-- START --
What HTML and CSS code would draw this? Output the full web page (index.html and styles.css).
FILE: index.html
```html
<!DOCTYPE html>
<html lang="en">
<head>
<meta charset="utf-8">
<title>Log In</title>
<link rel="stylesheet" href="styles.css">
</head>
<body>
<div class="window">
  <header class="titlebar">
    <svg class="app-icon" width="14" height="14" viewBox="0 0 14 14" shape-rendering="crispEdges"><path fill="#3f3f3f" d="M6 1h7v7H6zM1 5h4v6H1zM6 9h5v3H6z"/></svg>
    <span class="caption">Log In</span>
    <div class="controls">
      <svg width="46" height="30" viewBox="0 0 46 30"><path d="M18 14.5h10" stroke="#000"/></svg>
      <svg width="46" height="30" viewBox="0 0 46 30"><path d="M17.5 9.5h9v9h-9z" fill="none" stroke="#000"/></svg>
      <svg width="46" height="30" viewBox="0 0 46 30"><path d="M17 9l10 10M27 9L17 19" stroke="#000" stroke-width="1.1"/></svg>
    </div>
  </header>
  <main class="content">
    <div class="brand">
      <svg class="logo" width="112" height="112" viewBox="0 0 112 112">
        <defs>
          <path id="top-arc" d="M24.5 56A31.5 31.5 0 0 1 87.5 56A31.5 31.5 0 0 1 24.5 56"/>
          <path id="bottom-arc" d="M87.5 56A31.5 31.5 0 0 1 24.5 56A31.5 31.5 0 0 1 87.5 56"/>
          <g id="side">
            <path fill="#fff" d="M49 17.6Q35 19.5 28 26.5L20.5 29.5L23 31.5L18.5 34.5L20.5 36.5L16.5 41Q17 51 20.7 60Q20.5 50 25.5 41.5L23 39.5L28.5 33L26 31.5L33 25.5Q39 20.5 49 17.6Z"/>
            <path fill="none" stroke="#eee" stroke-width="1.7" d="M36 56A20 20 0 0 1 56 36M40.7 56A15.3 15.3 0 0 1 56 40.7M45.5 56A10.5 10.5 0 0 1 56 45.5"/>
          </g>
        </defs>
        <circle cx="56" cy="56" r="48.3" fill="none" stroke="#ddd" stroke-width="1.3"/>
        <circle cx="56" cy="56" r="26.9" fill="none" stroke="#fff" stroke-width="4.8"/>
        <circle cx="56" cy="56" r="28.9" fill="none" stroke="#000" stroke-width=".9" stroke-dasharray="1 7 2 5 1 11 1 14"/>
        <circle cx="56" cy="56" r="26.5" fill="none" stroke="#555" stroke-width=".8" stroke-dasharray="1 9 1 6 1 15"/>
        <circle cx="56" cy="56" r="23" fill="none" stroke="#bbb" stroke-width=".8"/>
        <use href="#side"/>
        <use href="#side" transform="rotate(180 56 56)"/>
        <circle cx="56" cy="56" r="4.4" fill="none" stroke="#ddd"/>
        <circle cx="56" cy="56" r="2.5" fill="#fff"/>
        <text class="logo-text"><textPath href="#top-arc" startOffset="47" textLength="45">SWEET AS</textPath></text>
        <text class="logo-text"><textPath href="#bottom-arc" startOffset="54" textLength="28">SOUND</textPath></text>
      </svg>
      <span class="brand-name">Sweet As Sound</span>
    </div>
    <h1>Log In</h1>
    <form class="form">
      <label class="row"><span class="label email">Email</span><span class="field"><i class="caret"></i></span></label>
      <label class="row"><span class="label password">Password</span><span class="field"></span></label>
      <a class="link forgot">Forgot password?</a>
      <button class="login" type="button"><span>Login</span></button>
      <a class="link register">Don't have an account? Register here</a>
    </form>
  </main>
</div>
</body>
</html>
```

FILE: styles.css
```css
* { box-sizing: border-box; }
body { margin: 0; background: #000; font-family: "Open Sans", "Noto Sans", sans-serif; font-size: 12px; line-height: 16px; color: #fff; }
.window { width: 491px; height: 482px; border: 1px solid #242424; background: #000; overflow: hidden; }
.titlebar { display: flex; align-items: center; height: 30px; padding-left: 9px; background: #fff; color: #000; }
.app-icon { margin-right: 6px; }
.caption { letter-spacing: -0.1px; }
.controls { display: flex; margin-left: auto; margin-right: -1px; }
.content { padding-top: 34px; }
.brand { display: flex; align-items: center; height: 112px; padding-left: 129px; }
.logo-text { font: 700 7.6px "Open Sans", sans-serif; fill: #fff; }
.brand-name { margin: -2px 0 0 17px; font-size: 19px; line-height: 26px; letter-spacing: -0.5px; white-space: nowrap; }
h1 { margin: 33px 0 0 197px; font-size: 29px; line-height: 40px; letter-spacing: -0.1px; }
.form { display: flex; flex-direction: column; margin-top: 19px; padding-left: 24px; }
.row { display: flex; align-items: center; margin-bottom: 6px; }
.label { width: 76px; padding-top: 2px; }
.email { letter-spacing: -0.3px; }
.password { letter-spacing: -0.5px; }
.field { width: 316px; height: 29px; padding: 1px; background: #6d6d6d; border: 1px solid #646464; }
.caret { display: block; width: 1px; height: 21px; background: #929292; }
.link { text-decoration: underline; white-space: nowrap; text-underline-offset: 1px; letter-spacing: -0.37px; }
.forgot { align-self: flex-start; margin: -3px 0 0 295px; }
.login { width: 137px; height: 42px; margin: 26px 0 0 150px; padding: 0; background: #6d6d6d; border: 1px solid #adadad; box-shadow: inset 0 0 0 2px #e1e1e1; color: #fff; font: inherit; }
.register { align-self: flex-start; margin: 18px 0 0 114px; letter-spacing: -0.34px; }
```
-- END --
» **What this task involves**
Extract all of the data above without altering anything.

» **Correct answer**
What HTML and CSS code would draw this? Output the full web page (index.html and styles.css).
FILE: index.html
```html
<!DOCTYPE html>
<html lang="en">
<head>
<meta charset="utf-8">
<title>Log In</title>
<link rel="stylesheet" href="styles.css">
</head>
<body>
<div class="window">
  <header class="titlebar">
    <svg class="app-icon" width="14" height="14" viewBox="0 0 14 14" shape-rendering="crispEdges"><path fill="#3f3f3f" d="M6 1h7v7H6zM1 5h4v6H1zM6 9h5v3H6z"/></svg>
    <span class="caption">Log In</span>
    <div class="controls">
      <svg width="46" height="30" viewBox="0 0 46 30"><path d="M18 14.5h10" stroke="#000"/></svg>
      <svg width="46" height="30" viewBox="0 0 46 30"><path d="M17.5 9.5h9v9h-9z" fill="none" stroke="#000"/></svg>
      <svg width="46" height="30" viewBox="0 0 46 30"><path d="M17 9l10 10M27 9L17 19" stroke="#000" stroke-width="1.1"/></svg>
    </div>
  </header>
  <main class="content">
    <div class="brand">
      <svg class="logo" width="112" height="112" viewBox="0 0 112 112">
        <defs>
          <path id="top-arc" d="M24.5 56A31.5 31.5 0 0 1 87.5 56A31.5 31.5 0 0 1 24.5 56"/>
          <path id="bottom-arc" d="M87.5 56A31.5 31.5 0 0 1 24.5 56A31.5 31.5 0 0 1 87.5 56"/>
          <g id="side">
            <path fill="#fff" d="M49 17.6Q35 19.5 28 26.5L20.5 29.5L23 31.5L18.5 34.5L20.5 36.5L16.5 41Q17 51 20.7 60Q20.5 50 25.5 41.5L23 39.5L28.5 33L26 31.5L33 25.5Q39 20.5 49 17.6Z"/>
            <path fill="none" stroke="#eee" stroke-width="1.7" d="M36 56A20 20 0 0 1 56 36M40.7 56A15.3 15.3 0 0 1 56 40.7M45.5 56A10.5 10.5 0 0 1 56 45.5"/>
          </g>
        </defs>
        <circle cx="56" cy="56" r="48.3" fill="none" stroke="#ddd" stroke-width="1.3"/>
        <circle cx="56" cy="56" r="26.9" fill="none" stroke="#fff" stroke-width="4.8"/>
        <circle cx="56" cy="56" r="28.9" fill="none" stroke="#000" stroke-width=".9" stroke-dasharray="1 7 2 5 1 11 1 14"/>
        <circle cx="56" cy="56" r="26.5" fill="none" stroke="#555" stroke-width=".8" stroke-dasharray="1 9 1 6 1 15"/>
        <circle cx="56" cy="56" r="23" fill="none" stroke="#bbb" stroke-width=".8"/>
        <use href="#side"/>
        <use href="#side" transform="rotate(180 56 56)"/>
        <circle cx="56" cy="56" r="4.4" fill="none" stroke="#ddd"/>
        <circle cx="56" cy="56" r="2.5" fill="#fff"/>
        <text class="logo-text"><textPath href="#top-arc" startOffset="47" textLength="45">SWEET AS</textPath></text>
        <text class="logo-text"><textPath href="#bottom-arc" startOffset="54" textLength="28">SOUND</textPath></text>
      </svg>
      <span class="brand-name">Sweet As Sound</span>
    </div>
    <h1>Log In</h1>
    <form class="form">
      <label class="row"><span class="label email">Email</span><span class="field"><i class="caret"></i></span></label>
      <label class="row"><span class="label password">Password</span><span class="field"></span></label>
      <a class="link forgot">Forgot password?</a>
      <button class="login" type="button"><span>Login</span></button>
      <a class="link register">Don't have an account? Register here</a>
    </form>
  </main>
</div>
</body>
</html>
```

FILE: styles.css
```css
* { box-sizing: border-box; }
body { margin: 0; background: #000; font-family: "Open Sans", "Noto Sans", sans-serif; font-size: 12px; line-height: 16px; color: #fff; }
.window { width: 491px; height: 482px; border: 1px solid #242424; background: #000; overflow: hidden; }
.titlebar { display: flex; align-items: center; height: 30px; padding-left: 9px; background: #fff; color: #000; }
.app-icon { margin-right: 6px; }
.caption { letter-spacing: -0.1px; }
.controls { display: flex; margin-left: auto; margin-right: -1px; }
.content { padding-top: 34px; }
.brand { display: flex; align-items: center; height: 112px; padding-left: 129px; }
.logo-text { font: 700 7.6px "Open Sans", sans-serif; fill: #fff; }
.brand-name { margin: -2px 0 0 17px; font-size: 19px; line-height: 26px; letter-spacing: -0.5px; white-space: nowrap; }
h1 { margin: 33px 0 0 197px; font-size: 29px; line-height: 40px; letter-spacing: -0.1px; }
.form { display: flex; flex-direction: column; margin-top: 19px; padding-left: 24px; }
.row { display: flex; align-items: center; margin-bottom: 6px; }
.label { width: 76px; padding-top: 2px; }
.email { letter-spacing: -0.3px; }
.password { letter-spacing: -0.5px; }
.field { width: 316px; height: 29px; padding: 1px; background: #6d6d6d; border: 1px solid #646464; }
.caret { display: block; width: 1px; height: 21px; background: #929292; }
.link { text-decoration: underline; white-space: nowrap; text-underline-offset: 1px; letter-spacing: -0.37px; }
.forgot { align-self: flex-start; margin: -3px 0 0 295px; }
.login { width: 137px; height: 42px; margin: 26px 0 0 150px; padding: 0; background: #6d6d6d; border: 1px solid #adadad; box-shadow: inset 0 0 0 2px #e1e1e1; color: #fff; font: inherit; }
.register { align-self: flex-start; margin: 18px 0 0 114px; letter-spacing: -0.34px; }
```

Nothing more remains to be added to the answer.